/---
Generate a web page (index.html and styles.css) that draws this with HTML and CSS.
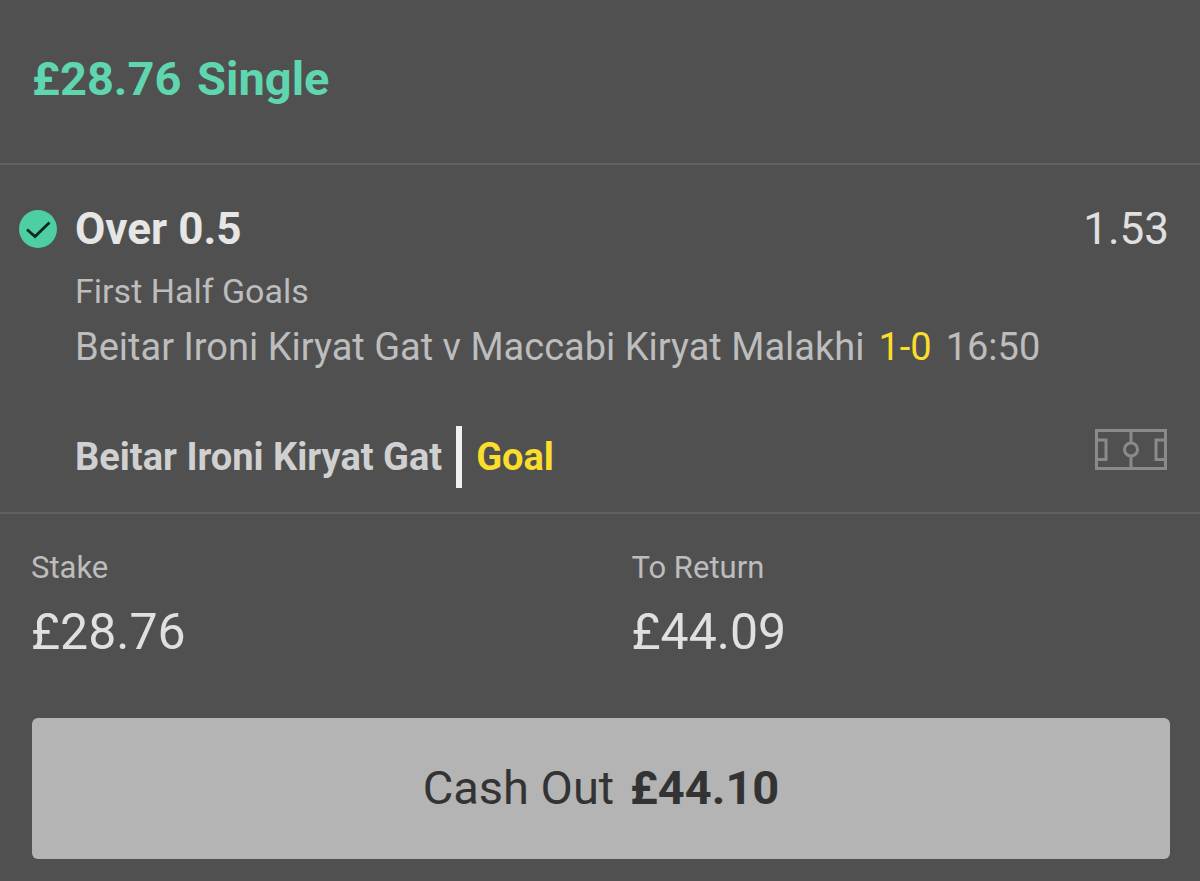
FILE: index.html
```
<!DOCTYPE html>
<html lang="en">
<head>
<meta charset="utf-8">
<meta name="viewport" content="width=device-width, initial-scale=1">
<title>£28.76 Single</title>
<link rel="stylesheet" href="styles.css">
</head>
<body>
<main class="bet">
  <header class="bet-header">
    <h1 class="bet-title">£28.76 <span class="bet-type">Single</span></h1>
  </header>
  <section class="selection">
    <svg class="tick" viewBox="0 0 38 38" aria-hidden="true"><circle cx="19" cy="19" r="19" fill="#4dcea3"/><path d="M8 19.500 16 26.500 30.500 12.500" fill="none" stroke="#0c2a20" stroke-width="2.800"/></svg>
    <div class="details">
      <div class="pick-row">
        <h2 class="pick">Over 0.5</h2>
        <span class="odds">1.53</span>
      </div>
      <p class="market">First Half Goals</p>
      <p class="fixture"><span>Beitar Ironi Kiryat Gat v Maccabi Kiryat Malakhi</span><span class="score">1-0</span><span>16:50</span></p>
      <div class="event-row">
        <span class="team">Beitar Ironi Kiryat Gat</span>
        <span class="event">Goal</span>
        <svg class="pitch" viewBox="0 0 72 41" fill="none" stroke="#8a8a8a" stroke-width="3" aria-hidden="true"><path d="M1.500 1.500H70.500V39.500H1.500ZM1.500 11H11V30.500H1.500M70.500 11H61V30.500H70.500M36 1.500V14M36 27V39.500"/><circle cx="36" cy="20.500" r="6.500"/></svg>
      </div>
    </div>
  </section>
  <section class="totals">
    <div><p class="label">Stake</p><p class="amount">£28.76</p></div>
    <div><p class="label">To Return</p><p class="amount">£44.09</p></div>
  </section>
  <button class="cash-out" type="button">Cash Out <strong class="cash-value">£44.10</strong></button>
</main>
</body>
</html>
```
FILE: styles.css
```
* { box-sizing: border-box; margin: 0; }
body { background: #505050; color: #e0e0e0; font-family: Roboto, "Liberation Sans", sans-serif; }
.bet { padding-bottom: 22px; }
.bet-header { padding: 49px 32px 54px; border-bottom: 2px solid #606060; }
.bet-title { color: #5fd6b0; font-size: 47px; font-weight: 700; line-height: 60px; }
.bet-type { margin-left: 4px; }
.selection { display: flex; gap: 18px; padding: 36px 31px 24px 19px; border-bottom: 2px solid #606060; }
.tick { flex: none; width: 38px; height: 38px; margin-top: 9px; }
.details { flex: 1; min-width: 0; }
.pick-row { display: flex; justify-content: space-between; line-height: 56px; }
.pick { font-size: 44px; font-weight: 700; color: #e6e6e6; }
.odds { font-size: 44px; }
.market { margin-top: 12px; color: #bdbdbd; font-size: 34px; line-height: 44px; }
.fixture { display: flex; flex-wrap: wrap; gap: 0 14px; margin-top: 10px; color: #bdbdbd; font-size: 38px; line-height: 48px; }
.score { color: #fbdd2b; }
.event-row { display: flex; align-items: center; margin-top: 55px; font-size: 38px; font-weight: 700; line-height: 62px; }
.team { padding-right: 14px; border-right: 6px solid #f0f0f0; color: #d0d0d0; }
.event { margin-left: 14px; color: #fbdd2b; }
.pitch { width: 72px; height: 41px; margin: 0 2px 16px auto; }
.totals { display: grid; grid-template-columns: 1fr 1fr; padding: 32px 0 0 31px; column-gap: 32px; }
.label { color: #bdbdbd; font-size: 31px; line-height: 44px; }
.amount { margin-top: 12px; font-size: 50px; line-height: 60px; }
.cash-out { display: block; width: calc(100% - 62px); margin: 56px 30px 0 32px; padding: 40px 16px 41px; border: 0; border-radius: 6px; background: #b4b4b4; color: #333; font: 400 47px/60px Roboto, "Liberation Sans", sans-serif; }
.cash-value { margin-left: 4px; font-weight: 700; }
```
\---
-- PROBLEM REQUIREMENTS --
Identify the lines of the data that contain the word "styles". Copy each of them.

-- EXERCISE OUTPUT --
Generate a web page (index.html and styles.css) that draws this with HTML and CSS.
<link rel="stylesheet" href="styles.css">
FILE: styles.css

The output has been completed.